Excelra inks agreement with Lawrence Livermore National Laboratory

May 20, 2020 | Wednesday | News

To Help Develop Drug Design Platform

Image credit- shutterstock.com

Image credit- shutterstock.com

Under a three-year agreement, Hyderabad based Excelra – a leading global data and analytics company – will provide US based Lawrence Livermore National Laboratory (LLNL) with GOSTAR, a small molecule medical chemistry intelligence database to aid drug design projects. The platform will support the aims of the Accelerating Therapeutics for Opportunities in Medicine (ATOM) consortium, which seeks to reduce the drug discovery process from six years down to one year.

Excelra will give LLNL (a member of the ATOM consortium) full access to GOSTAR – a vast repository of approximately 8 million small molecule discovery compounds and ~40,000 preclinical/clinical candidates and approved drugs. In addition to periodic data updates, Excelra will also provide custom curation support and data preparation for AI/ML modelling on a need basis.

GOSTAR is the world's largest small molecule medicinal chemistry intelligence platform that provides a comprehensive overview of millions of compounds, linking chemical structure to biological, pharmacological and therapeutic activities. It aids in early and optimization stages of drug discovery.

The Accelerating Therapeutics for Opportunities in Medicine (ATOM) consortium is a public-private partnership with the mission of transforming drug discovery by accelerating the development of more effective therapies for patients. 
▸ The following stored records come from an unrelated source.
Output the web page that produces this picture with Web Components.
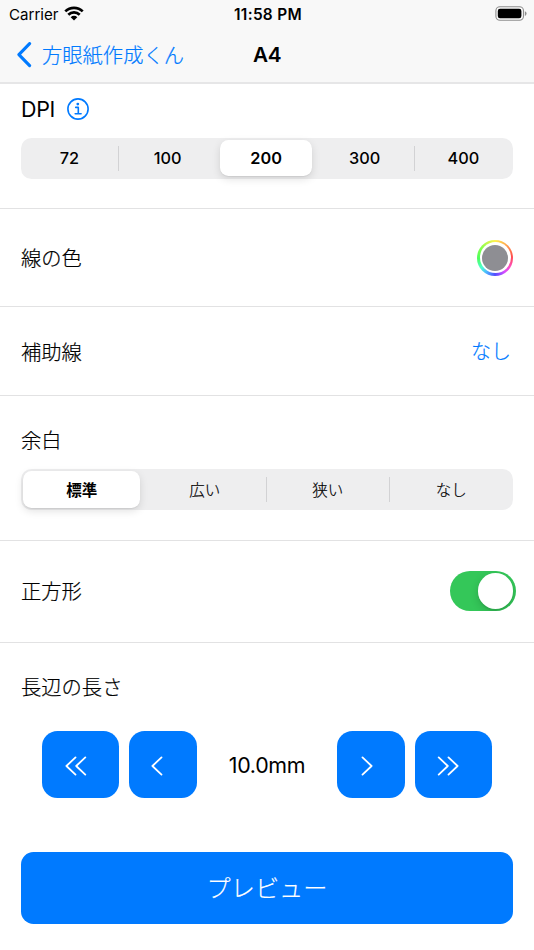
<!DOCTYPE html>
<html lang="ja">
<head>
<meta charset="utf-8">
<title>A4</title>
<style>
  body {
    margin: 0;
    background: #fff;
    color: #000;
    font-family: Inter, "Noto Sans CJK JP", sans-serif;
    --blue: #007aff;
    --jp: "Noto Sans CJK JP", sans-serif;
  }
</style>
</head>
<body>
<grid-paper-app></grid-paper-app>

<script>
function define(name, html, setup) {
  const template = document.createElement('template');
  template.innerHTML = html;
  customElements.define(name, class extends HTMLElement {
    constructor() {
      super();
      this.attachShadow({mode: 'open'});
    }
    connectedCallback() {
      if (this.shadowRoot.childNodes.length) return;
      this.shadowRoot.appendChild(template.content.cloneNode(true));
      if (setup) setup(this, this.shadowRoot);
    }
  });
}

define('status-bar', `
<style>
  :host {
    display: grid;
    grid-template-columns: 1fr auto 1fr;
    align-items: center;
    height: 27px;
    padding: 0 7px 0 9px;
    font-size: 15.1px;
    line-height: 27px;
  }
  .left { display: flex; align-items: center; gap: 6px; }
  .left span { padding-top: 1px; }
  .time { font-weight: 600; font-size: 15.4px; letter-spacing: .3px; }
  .battery { justify-self: end; }
  svg { display: block; }
  .left svg { margin-top: -1px; }
</style>
<div class="left">
  <span><slot name="carrier"></slot></span>
  <svg width="20" height="15" viewBox="0 0 20 15" fill="none" stroke="#000" stroke-width="2.7">
    <path d="M1.3 5.4a12.4 12.4 0 0 1 17.4 0"/>
    <path d="M4.3 8.7a8.1 8.1 0 0 1 11.4 0"/>
    <path d="M10 14.4 6.7 11.2a4.7 4.7 0 0 1 6.6 0z" fill="#000" stroke="none"/>
  </svg>
</div>
<span class="time"><slot name="time"></slot></span>
<svg class="battery" width="32" height="16" viewBox="0 0 32 16">
  <rect x=".9" y=".8" width="27.6" height="13.4" rx="4" fill="none" stroke="#8e8e8e" stroke-width="1.1"/>
  <rect x="2.8" y="2.7" width="23.6" height="9.6" rx="2.2"/>
  <path d="M29.9 5.3c2.2.9 2.2 3.7 0 4.6z" fill="#8e8e8e"/>
</svg>
`);

define('nav-bar', `
<style>
  :host {
    display: grid;
    grid-template-columns: 1fr auto 1fr;
    align-items: center;
    height: 55px;
    padding: 0 17px;
    border-bottom: 2px solid #e6e6e7;
  }
  .back {
    display: flex;
    align-items: center;
    gap: 10px;
    color: var(--blue);
    font: 300 20.3px/30px var(--jp);
    -webkit-text-stroke: .2px;
    white-space: nowrap;
  }
  .back span { margin-top: -2px; }
  .title { font-size: 20.7px; font-weight: 600; line-height: 30px; letter-spacing: -.3px; padding-top: 1px; }
  svg { display: block; }
</style>
<div class="back">
  <svg width="15" height="26" viewBox="0 0 15 26" fill="none" stroke="currentColor" stroke-width="3.1" stroke-linecap="round" stroke-linejoin="round">
    <path d="M12.6 1.6 1.9 12.6 12.6 23.6"/>
  </svg>
  <span><slot name="back"></slot></span>
</div>
<span class="title"><slot></slot></span>
`);

define('setting-row', `
<style>
  :host {
    display: flex;
    align-items: center;
    justify-content: space-between;
    box-sizing: border-box;
    padding: 0 21px;
    border-bottom: 1px solid #e2e2e3;
  }
  :host([stacked]) { flex-direction: column; align-items: stretch; justify-content: flex-start; }
  :host([last]) { border-bottom: 0; }
  .label {
    display: flex;
    align-items: center;
    gap: 12px;
    font: 300 20.3px/30px Inter, var(--jp);
    -webkit-text-stroke: .2px;
  }
</style>
<div class="label"><slot name="label"></slot></div>
<slot></slot>
`);

define('info-icon', `
<style>
  :host { display: block; color: var(--blue); }
  svg { display: block; }
</style>
<svg width="22" height="22" viewBox="0 0 22 22" fill="none" stroke="currentColor" stroke-width="1.6">
  <circle cx="11" cy="11" r="10.1"/>
  <circle cx="10.8" cy="6.1" r="1.4" fill="currentColor" stroke="none"/>
  <path d="M8.7 9.4h2.6v6.2M8.2 15.8h5.9" stroke-linecap="round" stroke-linejoin="round"/>
</svg>
`);

define('segmented-control', `
<style>
  :host {
    display: grid;
    grid-auto-flow: column;
    grid-auto-columns: 1fr;
    box-sizing: border-box;
    height: 41.3px;
    border-radius: 10.5px;
    background: #eeeeef;
  }
  .segment {
    display: flex;
    align-items: center;
    border-right: 1.3px solid transparent;
    font-size: 16.3px;
    font-weight: 450;
  }
  .segment:last-child { border-right: 0; }
  .jp .face { padding-bottom: 2px; font: 300 15.5px/24px var(--jp); -webkit-text-stroke: .2px; }
  .face {
    flex: 1;
    display: flex;
    align-items: center;
    justify-content: center;
    box-sizing: border-box;
    height: 36.4px;
    margin: 0 3px 0 2.3px;
    border-radius: 8.5px;
  }
  .divided {
    border-image: linear-gradient(transparent 22%, #d2d2d4 22% 78%, transparent 78%) 1;
  }
  .selected .face {
    background: #fff;
    box-shadow: 0 3px 8px rgba(0, 0, 0, .12), 0 1px 1px rgba(0, 0, 0, .06);
    font-weight: 600;
  }
  .selected.jp .face { font-weight: 700; -webkit-text-stroke: 0; }
</style>
`, (host, root) => {
  const items = host.getAttribute('items').split(',');
  const selected = Number(host.getAttribute('selected'));
  items.forEach((item, i) => {
    const segment = document.createElement('div');
    segment.className = 'segment';
    if (/\D/.test(item)) segment.classList.add('jp');
    if (i === selected) segment.classList.add('selected');
    if (i !== selected && i + 1 !== selected && i < items.length - 1) {
      segment.classList.add('divided');
    }
    const face = document.createElement('span');
    face.className = 'face';
    face.textContent = item;
    segment.appendChild(face);
    root.appendChild(segment);
  });
});

define('color-well', `
<style>
  :host {
    display: grid;
    place-items: center;
    width: 36px;
    height: 36px;
    border-radius: 50%;
    background: conic-gradient(#fff34d, #ffa54d 40deg, #ff4d4d 85deg, #ff4dc0 120deg, #d84dff 145deg, #504dff 180deg, #4db8ff 212deg, #4dffd0 235deg, #4dff5c 268deg, #8dff4d 310deg, #fff34d);
  }
  .gap {
    display: grid;
    place-items: center;
    width: 31px;
    height: 31px;
    border-radius: 50%;
    background: #fff;
  }
  .color { width: 26px; height: 26px; border-radius: 50%; background: #8e8e93; }
</style>
<div class="gap"><div class="color"></div></div>
`);

define('menu-link', `
<style>
  :host { display: block; padding-top: 1px; color: var(--blue); font: 300 20px/30px var(--jp); -webkit-text-stroke: .2px; }
</style>
<slot></slot>
`);

define('toggle-switch', `
<style>
  :host {
    display: flex;
    justify-content: flex-end;
    box-sizing: border-box;
    width: 66px;
    height: 40.3px;
    margin-right: -3px;
    padding: 2.6px;
    border-radius: 21px;
    background: #34c759;
    overflow: hidden;
  }
  .knob {
    width: 35.2px;
    height: 35.2px;
    border-radius: 50%;
    background: #fff;
    box-shadow: 0 3px 8px rgba(0, 0, 0, .16), 0 2px 1px rgba(0, 0, 0, .06);
  }
</style>
<div class="knob"></div>
`);

define('step-button', `
<style>
  :host {
    display: flex;
    align-items: center;
    box-sizing: border-box;
    width: 67.6px;
    height: 66.4px;
    padding: 3px 0 0 21.5px;
    border-radius: 15.5px;
    background: var(--blue);
  }
  :host([double]) { width: 77px; padding-left: 22.5px; }
  :host([forward]) { padding-left: 24px; }
  :host([double][forward]) { padding-left: 22px; }
  svg { display: block; }
  :host([forward]) svg { transform: scaleX(-1); }
</style>
<svg width="22" height="20" viewBox="0 0 22 20" fill="none" stroke="#fff" stroke-width="1.8" stroke-linecap="round" stroke-linejoin="round">
  <path d="M10.5 1.4 1.4 10l9.1 8.6"/>
</svg>
`, (host, root) => {
  const svg = root.querySelector('svg');
  if (host.hasAttribute('double')) {
    svg.firstElementChild.setAttribute('d', 'M10.5 1.4 1.4 10l9.1 8.6M20.3 1.4 11.2 10l9.1 8.6');
  } else {
    svg.setAttribute('width', 12);
    svg.setAttribute('viewBox', '0 0 12 20');
  }
});

define('length-stepper', `
<style>
  :host {
    display: flex;
    align-items: center;
    gap: 10.4px;
    margin: 28.7px 21px 0;
  }
  .value { flex: 1; padding-top: 1px; text-align: center; font-size: 21.4px; letter-spacing: -.3px; line-height: 30px; }
</style>
<step-button double></step-button>
<step-button></step-button>
<span class="value"><slot></slot></span>
<step-button forward></step-button>
<step-button double forward></step-button>
`);

define('primary-button', `
<style>
  :host {
    display: flex;
    align-items: center;
    justify-content: center;
    box-sizing: border-box;
    height: 72px;
    margin: 0 21px;
    padding-bottom: 2px;
    border-radius: 12.5px;
    background: var(--blue);
    color: #fff;
    font: 300 24.2px/36px var(--jp);
    -webkit-text-stroke: .15px;
  }
</style>
<slot></slot>
`);

define('grid-paper-app', `
<style>
  :host { display: flex; flex-direction: column; height: 950px; overflow: hidden; }
  header { background: #f8f8f8; }
  .dpi { height: 125px; padding-top: 10px; }
  .dpi [slot="label"] { font-size: 21.4px; font-weight: 400; letter-spacing: -.3px; -webkit-text-stroke: 0; }
  .dpi segmented-control { margin-top: 13.5px; }
  .color { height: 98px; }
  .guide { height: 88.5px; padding-right: 23px; }
  .margin { height: 145px; padding-top: 30.5px; }
  .margin segmented-control { margin-top: 13px; }
  .square { height: 102px; }
  .length { height: 209.5px; padding-top: 30px; }
  .color [slot="label"], .square [slot="label"] { padding-top: 2px; }
  .guide [slot="label"] { padding-top: 4px; }
</style>
<header>
  <status-bar>
    <span slot="carrier">Carrier</span>
    <span slot="time">11:58 PM</span>
  </status-bar>
  <nav-bar><span slot="back">方眼紙作成くん</span>A4</nav-bar>
</header>
<setting-row class="dpi" stacked>
  <span slot="label">DPI</span>
  <info-icon slot="label"></info-icon>
  <segmented-control items="72,100,200,300,400" selected="2"></segmented-control>
</setting-row>
<setting-row class="color">
  <span slot="label">線の色</span>
  <color-well></color-well>
</setting-row>
<setting-row class="guide">
  <span slot="label">補助線</span>
  <menu-link>なし</menu-link>
</setting-row>
<setting-row class="margin" stacked>
  <span slot="label">余白</span>
  <segmented-control items="標準,広い,狭い,なし" selected="0"></segmented-control>
</setting-row>
<setting-row class="square">
  <span slot="label">正方形</span>
  <toggle-switch></toggle-switch>
</setting-row>
<setting-row class="length" stacked last>
  <span slot="label">長辺の長さ</span>
  <length-stepper>10.0mm</length-stepper>
</setting-row>
<primary-button>プレビュー</primary-button>
`);
</script>
</body>
</html>
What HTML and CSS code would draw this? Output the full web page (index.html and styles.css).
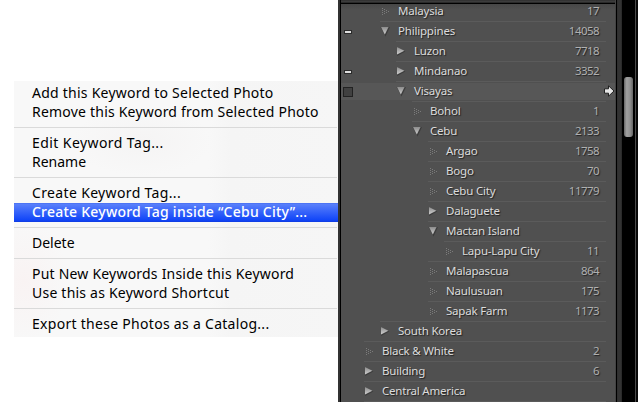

Jonathan Allen, LLNL Bioinformatics Scientist and ATOM R&D Team Lead said: "Experimental data curated to support computational modeling work is a critical element of ATOM's pre-clinical discovery pipeline. We look forward to working with GOSTAR and leveraging Excelra's expertise to improve data-driven, small molecule property prediction." 

Raveendra Dayam, Director Chemistry Services, Excelra said: "GOSTAR allows discovery researchers navigate through known and quantified interactions of small molecules with drug targets representing the vast biological space. We are glad to partner with LLNL to support their drug design platform aimed at shortening drug discovery timelines."